The is flirting with the 1,800 level, down 14 percent from its most recent peak. And market watcher Bob Doll said Friday that such a move indicates a 50 percent probability of a recession.
"If we have one, we probably go to 1,600 [on the S&P], if we don't, we can creep back to 2,000. I'm in that camp, I don't think the U.S. will have a recession in 2016," the chief equity strategist at Nuveen Asset Management told CNBC's "Worldwide Exchange."
U.S. stock futures and European stocks were higher Friday, a day after the S&P 500 breached its lowest level in two years before cutting those declines almost in half by the close.

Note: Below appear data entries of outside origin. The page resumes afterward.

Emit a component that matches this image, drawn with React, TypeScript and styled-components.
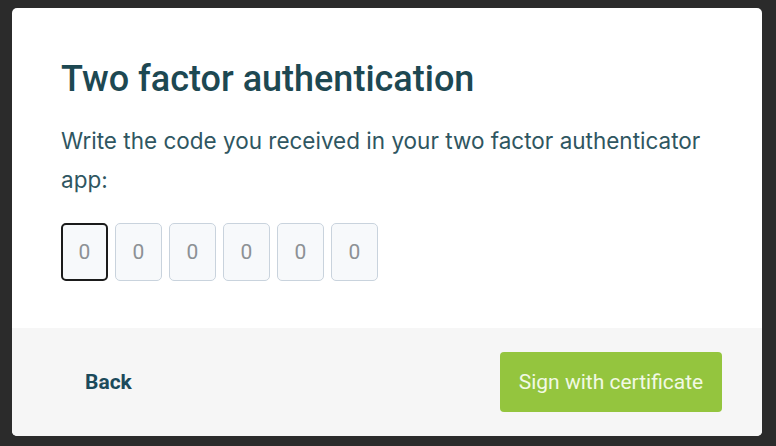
import React from 'react';
import styled, { createGlobalStyle } from 'styled-components';

const GlobalStyle = createGlobalStyle`
  html, body {
    margin: 0;
    padding: 0;
    background: #2b2b2b;
  }
  body {
    font-family: Roboto, 'Liberation Sans', sans-serif;
  }
`;

const Backdrop = styled.div`
  width: 776px;
  height: 446px;
  box-sizing: border-box;
  padding: 8px 14px 10px 12px;
  background: #2b2b2b;
`;

const Modal = styled.div`
  width: 750px;
  height: 428px;
  background: #ffffff;
  border-radius: 5px;
  overflow: hidden;
  display: flex;
  flex-direction: column;
`;

const Body = styled.div`
  flex: 1;
  padding: 50px 49px 0 49px;
`;

const Title = styled.h1`
  margin: 0;
  font-family: Roboto, 'Liberation Sans', sans-serif;
  font-weight: 500;
  font-size: 36px;
  line-height: 42px;
  color: #1d4852;
`;

const Text = styled.p`
  margin: 21px 0 0;
  font-family: Inter, 'Noto Sans', sans-serif;
  font-size: 22.5px;
  line-height: 39px;
  color: #2f5661;
`;

const Code = styled.div`
  display: flex;
  gap: 7px;
  margin-top: 24px;
`;

const Digit = styled.input<{ $active?: boolean }>`
  width: 47px;
  height: 58px;
  box-sizing: border-box;
  border-radius: 5px;
  border: ${(p) => (p.$active ? '2px solid #1b1b1b' : '1px solid #c9d3dd')};
  background: #f7f9fb;
  text-align: center;
  font-family: Roboto, 'Liberation Sans', sans-serif;
  font-size: 21px;
  color: #8a8f93;
  outline: none;
  padding: 0;
  &::placeholder {
    color: #8c9195;
  }
`;

const Footer = styled.div`
  height: 108px;
  background: #f6f6f6;
  display: flex;
  align-items: center;
  justify-content: space-between;
  padding: 0 40px 0 49px;
`;

const BackButton = styled.button`
  background: none;
  border: none;
  padding: 0 24px;
  height: 60px;
  font-family: Roboto, 'Liberation Sans', sans-serif;
  font-weight: 700;
  font-size: 21px;
  color: #1b4a5b;
  cursor: pointer;
`;

const SignButton = styled.button`
  width: 222px;
  height: 60px;
  border: none;
  border-radius: 4px;
  background: #94c53e;
  font-family: Roboto, 'Liberation Sans', sans-serif;
  font-size: 21px;
  color: #f1f9e4;
  cursor: pointer;
`;

export default function App() {
  return (
    <>
      <GlobalStyle />
      <Backdrop>
        <Modal>
          <Body>
            <Title>Two factor authentication</Title>
            <Text>
              Write the code you received in your two factor authenticator app:
            </Text>
            <Code>
              {[0, 1, 2, 3, 4, 5].map((i) => (
                <Digit key={i} $active={i === 0} placeholder="0" maxLength={1} />
              ))}
            </Code>
          </Body>
          <Footer>
            <BackButton>Back</BackButton>
            <SignButton>Sign with certificate</SignButton>
          </Footer>
        </Modal>
      </Backdrop>
    </>
  );
}
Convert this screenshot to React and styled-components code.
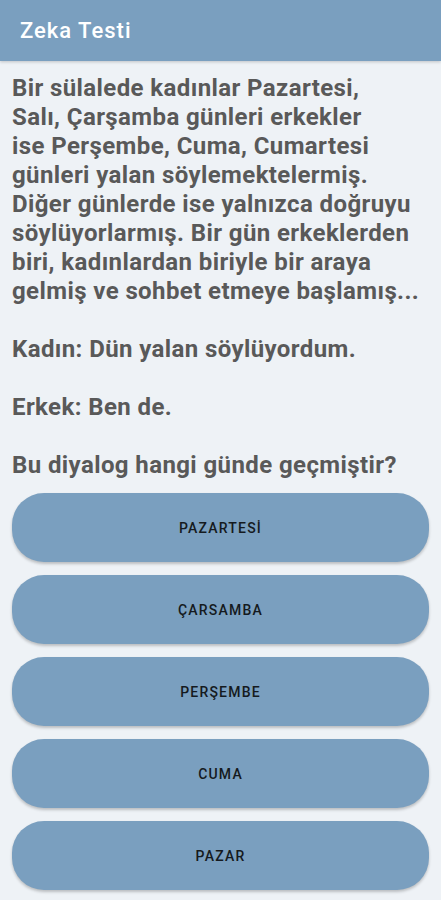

The index lost 22 points to finish Thursday at 1,829.
Doll believes oil is the main driver of recession fears. "When oil goes down, the fear is we're heading for a recession because nobody is buying oil, or, when oil goes down the fear is, 'Oh my goodness, all the bad loans on the banks related to energy, I better sell stocks.'"
But with crude up sharply Friday morning, back above $27 per barrel, that's helping support stocks, he said.
The recent weakness in the dollar could be another catalyst for a move higher in stocks, Doll said. "Remember that negative earnings revisions last year all had to do with rising dollar and falling oil. If we can break both of those, we actually might have some up earnings."
The constant recession talk is a contributing fear in the market, he argued, saying that's why this sell-off feels a little more painful than the downturn in August and September.